▶ [Written task]
Using the data below, repeat all of it precisely.
** start **
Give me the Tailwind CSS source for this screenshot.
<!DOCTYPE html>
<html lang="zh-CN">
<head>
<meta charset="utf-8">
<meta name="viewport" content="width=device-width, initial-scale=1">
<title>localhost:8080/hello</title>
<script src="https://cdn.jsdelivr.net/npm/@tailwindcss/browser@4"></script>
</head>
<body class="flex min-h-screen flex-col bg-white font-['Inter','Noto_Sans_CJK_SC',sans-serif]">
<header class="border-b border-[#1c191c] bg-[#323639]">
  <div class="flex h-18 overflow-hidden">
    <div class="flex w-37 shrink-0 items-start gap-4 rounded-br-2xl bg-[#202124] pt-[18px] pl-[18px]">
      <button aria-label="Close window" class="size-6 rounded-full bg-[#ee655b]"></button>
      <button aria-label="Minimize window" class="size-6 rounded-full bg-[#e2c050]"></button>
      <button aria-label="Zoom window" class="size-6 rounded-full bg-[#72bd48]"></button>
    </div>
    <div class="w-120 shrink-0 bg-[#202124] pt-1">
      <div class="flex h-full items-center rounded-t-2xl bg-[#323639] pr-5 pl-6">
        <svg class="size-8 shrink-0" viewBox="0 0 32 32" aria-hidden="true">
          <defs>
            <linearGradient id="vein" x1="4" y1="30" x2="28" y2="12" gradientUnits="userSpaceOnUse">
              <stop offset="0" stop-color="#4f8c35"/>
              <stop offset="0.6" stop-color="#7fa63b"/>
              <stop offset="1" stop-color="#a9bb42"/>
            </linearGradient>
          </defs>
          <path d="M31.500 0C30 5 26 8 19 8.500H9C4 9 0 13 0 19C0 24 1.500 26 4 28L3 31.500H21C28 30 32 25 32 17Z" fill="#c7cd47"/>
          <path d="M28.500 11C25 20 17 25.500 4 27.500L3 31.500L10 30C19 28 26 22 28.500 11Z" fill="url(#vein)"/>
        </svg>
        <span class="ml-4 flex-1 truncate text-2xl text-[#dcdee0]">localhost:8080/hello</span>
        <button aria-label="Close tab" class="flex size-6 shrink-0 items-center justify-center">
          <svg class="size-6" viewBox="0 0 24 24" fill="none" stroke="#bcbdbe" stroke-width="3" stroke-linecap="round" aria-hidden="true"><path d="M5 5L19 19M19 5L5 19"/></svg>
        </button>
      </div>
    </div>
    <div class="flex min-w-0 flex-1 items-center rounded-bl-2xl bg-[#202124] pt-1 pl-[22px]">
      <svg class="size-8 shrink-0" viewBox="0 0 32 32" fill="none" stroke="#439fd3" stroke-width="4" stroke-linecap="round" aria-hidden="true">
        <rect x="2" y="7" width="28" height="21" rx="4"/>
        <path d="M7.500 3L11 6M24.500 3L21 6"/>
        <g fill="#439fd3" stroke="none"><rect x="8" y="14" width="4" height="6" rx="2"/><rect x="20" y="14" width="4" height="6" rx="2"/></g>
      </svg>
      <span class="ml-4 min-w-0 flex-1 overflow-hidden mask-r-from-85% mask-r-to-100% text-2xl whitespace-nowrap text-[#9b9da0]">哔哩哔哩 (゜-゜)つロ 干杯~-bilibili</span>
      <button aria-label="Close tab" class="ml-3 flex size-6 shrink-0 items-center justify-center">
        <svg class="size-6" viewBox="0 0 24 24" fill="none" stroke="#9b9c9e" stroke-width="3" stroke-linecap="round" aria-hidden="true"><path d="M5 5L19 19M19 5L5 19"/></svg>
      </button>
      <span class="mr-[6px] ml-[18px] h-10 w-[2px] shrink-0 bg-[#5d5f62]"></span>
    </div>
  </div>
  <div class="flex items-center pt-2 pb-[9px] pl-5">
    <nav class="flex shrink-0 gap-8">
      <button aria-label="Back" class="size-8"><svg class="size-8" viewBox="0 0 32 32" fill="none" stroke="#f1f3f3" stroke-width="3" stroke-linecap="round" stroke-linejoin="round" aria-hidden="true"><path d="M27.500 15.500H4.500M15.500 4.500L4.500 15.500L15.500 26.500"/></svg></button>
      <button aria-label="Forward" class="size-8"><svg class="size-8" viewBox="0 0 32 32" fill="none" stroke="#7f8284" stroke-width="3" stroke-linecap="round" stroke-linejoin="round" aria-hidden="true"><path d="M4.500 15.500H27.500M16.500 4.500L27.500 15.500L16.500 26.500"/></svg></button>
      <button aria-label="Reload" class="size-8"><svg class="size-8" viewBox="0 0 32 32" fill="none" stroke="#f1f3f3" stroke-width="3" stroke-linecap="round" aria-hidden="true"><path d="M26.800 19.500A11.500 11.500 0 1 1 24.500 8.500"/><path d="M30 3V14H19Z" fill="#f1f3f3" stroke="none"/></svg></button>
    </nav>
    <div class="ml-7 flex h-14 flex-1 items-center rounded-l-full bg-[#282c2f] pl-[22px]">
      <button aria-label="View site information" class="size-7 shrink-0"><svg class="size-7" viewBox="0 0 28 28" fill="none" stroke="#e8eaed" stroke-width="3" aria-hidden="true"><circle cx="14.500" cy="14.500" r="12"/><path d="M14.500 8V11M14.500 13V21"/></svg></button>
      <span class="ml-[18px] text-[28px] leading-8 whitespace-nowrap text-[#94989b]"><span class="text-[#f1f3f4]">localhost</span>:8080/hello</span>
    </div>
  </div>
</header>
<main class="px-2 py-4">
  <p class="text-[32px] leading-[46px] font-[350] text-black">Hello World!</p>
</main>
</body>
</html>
** end **
▶ [Finished exercise]
Give me the Tailwind CSS source for this screenshot.
<!DOCTYPE html>
<html lang="zh-CN">
<head>
<meta charset="utf-8">
<meta name="viewport" content="width=device-width, initial-scale=1">
<title>localhost:8080/hello</title>
<script src="https://cdn.jsdelivr.net/npm/@tailwindcss/browser@4"></script>
</head>
<body class="flex min-h-screen flex-col bg-white font-['Inter','Noto_Sans_CJK_SC',sans-serif]">
<header class="border-b border-[#1c191c] bg-[#323639]">
  <div class="flex h-18 overflow-hidden">
    <div class="flex w-37 shrink-0 items-start gap-4 rounded-br-2xl bg-[#202124] pt-[18px] pl-[18px]">
      <button aria-label="Close window" class="size-6 rounded-full bg-[#ee655b]"></button>
      <button aria-label="Minimize window" class="size-6 rounded-full bg-[#e2c050]"></button>
      <button aria-label="Zoom window" class="size-6 rounded-full bg-[#72bd48]"></button>
    </div>
    <div class="w-120 shrink-0 bg-[#202124] pt-1">
      <div class="flex h-full items-center rounded-t-2xl bg-[#323639] pr-5 pl-6">
        <svg class="size-8 shrink-0" viewBox="0 0 32 32" aria-hidden="true">
          <defs>
            <linearGradient id="vein" x1="4" y1="30" x2="28" y2="12" gradientUnits="userSpaceOnUse">
              <stop offset="0" stop-color="#4f8c35"/>
              <stop offset="0.6" stop-color="#7fa63b"/>
              <stop offset="1" stop-color="#a9bb42"/>
            </linearGradient>
          </defs>
          <path d="M31.500 0C30 5 26 8 19 8.500H9C4 9 0 13 0 19C0 24 1.500 26 4 28L3 31.500H21C28 30 32 25 32 17Z" fill="#c7cd47"/>
          <path d="M28.500 11C25 20 17 25.500 4 27.500L3 31.500L10 30C19 28 26 22 28.500 11Z" fill="url(#vein)"/>
        </svg>
        <span class="ml-4 flex-1 truncate text-2xl text-[#dcdee0]">localhost:8080/hello</span>
        <button aria-label="Close tab" class="flex size-6 shrink-0 items-center justify-center">
          <svg class="size-6" viewBox="0 0 24 24" fill="none" stroke="#bcbdbe" stroke-width="3" stroke-linecap="round" aria-hidden="true"><path d="M5 5L19 19M19 5L5 19"/></svg>
        </button>
      </div>
    </div>
    <div class="flex min-w-0 flex-1 items-center rounded-bl-2xl bg-[#202124] pt-1 pl-[22px]">
      <svg class="size-8 shrink-0" viewBox="0 0 32 32" fill="none" stroke="#439fd3" stroke-width="4" stroke-linecap="round" aria-hidden="true">
        <rect x="2" y="7" width="28" height="21" rx="4"/>
        <path d="M7.500 3L11 6M24.500 3L21 6"/>
        <g fill="#439fd3" stroke="none"><rect x="8" y="14" width="4" height="6" rx="2"/><rect x="20" y="14" width="4" height="6" rx="2"/></g>
      </svg>
      <span class="ml-4 min-w-0 flex-1 overflow-hidden mask-r-from-85% mask-r-to-100% text-2xl whitespace-nowrap text-[#9b9da0]">哔哩哔哩 (゜-゜)つロ 干杯~-bilibili</span>
      <button aria-label="Close tab" class="ml-3 flex size-6 shrink-0 items-center justify-center">
        <svg class="size-6" viewBox="0 0 24 24" fill="none" stroke="#9b9c9e" stroke-width="3" stroke-linecap="round" aria-hidden="true"><path d="M5 5L19 19M19 5L5 19"/></svg>
      </button>
      <span class="mr-[6px] ml-[18px] h-10 w-[2px] shrink-0 bg-[#5d5f62]"></span>
    </div>
  </div>
  <div class="flex items-center pt-2 pb-[9px] pl-5">
    <nav class="flex shrink-0 gap-8">
      <button aria-label="Back" class="size-8"><svg class="size-8" viewBox="0 0 32 32" fill="none" stroke="#f1f3f3" stroke-width="3" stroke-linecap="round" stroke-linejoin="round" aria-hidden="true"><path d="M27.500 15.500H4.500M15.500 4.500L4.500 15.500L15.500 26.500"/></svg></button>
      <button aria-label="Forward" class="size-8"><svg class="size-8" viewBox="0 0 32 32" fill="none" stroke="#7f8284" stroke-width="3" stroke-linecap="round" stroke-linejoin="round" aria-hidden="true"><path d="M4.500 15.500H27.500M16.500 4.500L27.500 15.500L16.500 26.500"/></svg></button>
      <button aria-label="Reload" class="size-8"><svg class="size-8" viewBox="0 0 32 32" fill="none" stroke="#f1f3f3" stroke-width="3" stroke-linecap="round" aria-hidden="true"><path d="M26.800 19.500A11.500 11.500 0 1 1 24.500 8.500"/><path d="M30 3V14H19Z" fill="#f1f3f3" stroke="none"/></svg></button>
    </nav>
    <div class="ml-7 flex h-14 flex-1 items-center rounded-l-full bg-[#282c2f] pl-[22px]">
      <button aria-label="View site information" class="size-7 shrink-0"><svg class="size-7" viewBox="0 0 28 28" fill="none" stroke="#e8eaed" stroke-width="3" aria-hidden="true"><circle cx="14.500" cy="14.500" r="12"/><path d="M14.500 8V11M14.500 13V21"/></svg></button>
      <span class="ml-[18px] text-[28px] leading-8 whitespace-nowrap text-[#94989b]"><span class="text-[#f1f3f4]">localhost</span>:8080/hello</span>
    </div>
  </div>
</header>
<main class="px-2 py-4">
  <p class="text-[32px] leading-[46px] font-[350] text-black">Hello World!</p>
</main>
</body>
</html>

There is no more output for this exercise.